Change needs to happen at a wider institutional level too. The DSU passed a motion before Christmas condemning sexual violence, but the university currently has no official policy on sexual violence, no training for its staff on how to deal with it, and no real consequences for perpetrators.
I’m not saying every student at Durham should up and abandon their degrees, staging a sit-in in the Palatine Centre until the Vice Chancellor agrees to make a change. Although that would be great. But letting the university know that you are dissatisfied with policies affecting your safety and well-being while at university is your right as a student who pays (exorbitant) fees to be here. Whether this is through your Student Union Reps in college, your Community Officer at the DSU or an email right to the top, making your voice heard is a critical part of making change. Speaking of, remember to vote.
5. Join It Happens Here!
I know, I know, shameless plug. But the easiest way to fight something is to be at the centre of the action, and if you’re passionate about ending sexual violence then get in touch.

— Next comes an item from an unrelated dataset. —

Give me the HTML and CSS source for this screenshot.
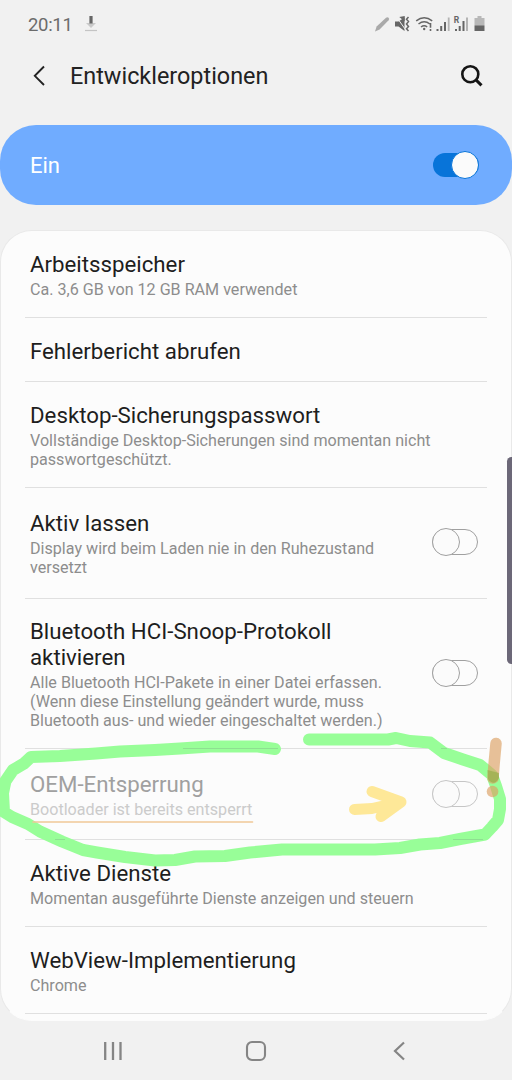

You can commit as much, or as little, time as you want, and choose to get involved with things that interest you – whether it be social media, running college events, signposting and advice, or designing campaigns. We welcome women and men, those who have experienced sexual violence and those who have not.
6. Don’t rape
It’s not fucking difficult.
If someone says no, don’t touch them.
If someone is acting uncomfortable, stop doing whatever you’re doing.
If someone is too drunk to consent, do not rape them.
If someone is not ACTIVELY, ENTHUSIASTICALLY, WILLINGLY consenting, then back the fuck off.
It’s not difficult, but apparently it still needs to be said.